ECONOMY

Deficit widened despite tax moves

Greece’s budget deficit continued to widen in September due to an austerity-driven recession, despite a fresh batch of tax measures that were supposed to start lifting receipts.

The central government deficit grew 15 percent year-on-year to 19.16 billion euros in the first nine months of the year, finance ministry data showed. The figure was slightly narrower than a revised target of ?19.24 billion.

In September, Athens increased sales tax on restaurants to 23 percent and started collecting a one-off tax ranging from 1-5 percent on gross income. But the moves failed to visibly boost net tax receipts, which shrank by 4.2 percent year-on-year in Jan-Sept, compared with a 5.3 percent drop in the first eight months of the year.

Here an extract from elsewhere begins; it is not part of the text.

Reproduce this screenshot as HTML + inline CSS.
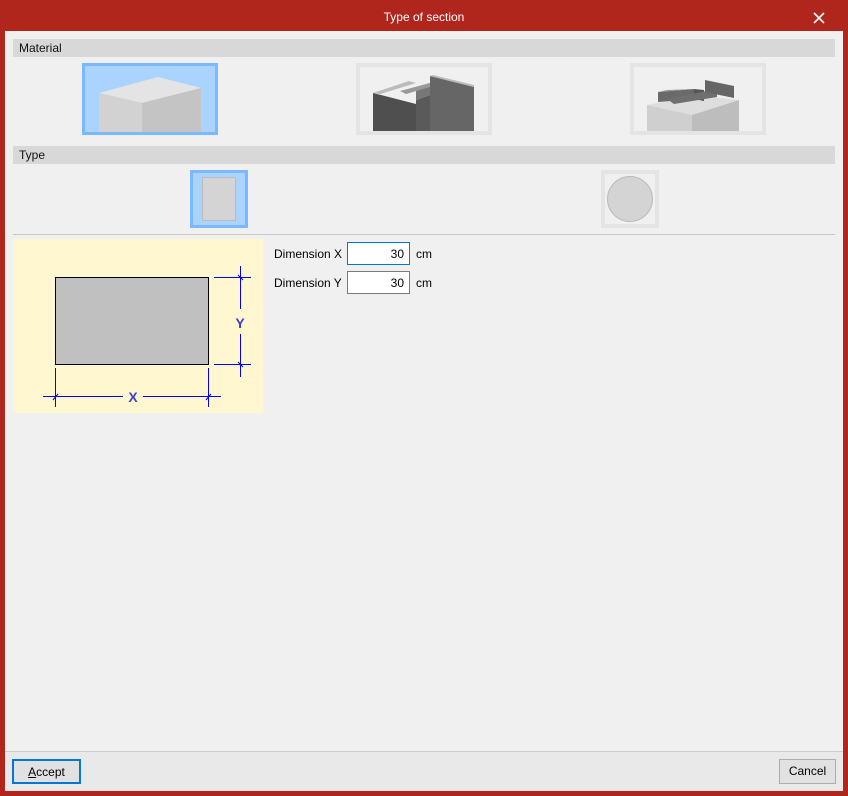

Greece said on Wednesday it would catch up with a target to increase net tax receipts by 0.8 percent for the full year, helped by a new property tax and other spending cuts that will kick in in the rest of the year. «The current revenue shortfall is expected to be dealt with in the last quarter,» the Finance Ministry said.

Primary spending before interest payments rose by 2.9 percent year-on-year, mainly because the government increased payments to social security organizations, whose revenues are drying up because of the recession.

The figures issued by the ministry on Wednesday relate to the state budget deficit, which excludes spending in some areas, and is not the criteria used for the assessment of Greece’s fiscal reforms by foreign auditors.

On Tuesday, officials of the European Commission, European Central Bank and International Monetary Fund gave a cautious recommendation that Greece receive the next tranche of crucial emergency loans, noting that the government had achieved «a major reduction in the deficit» but that the deficit target for 2011 – revised to 8.5 percent of gross domestic product from 7.6 percent last month – was nevertheless «no longer within reach.»

The government had indicated earlier this month that it would miss its deficit targets, blaming the slippage chiefly on a severe recesson.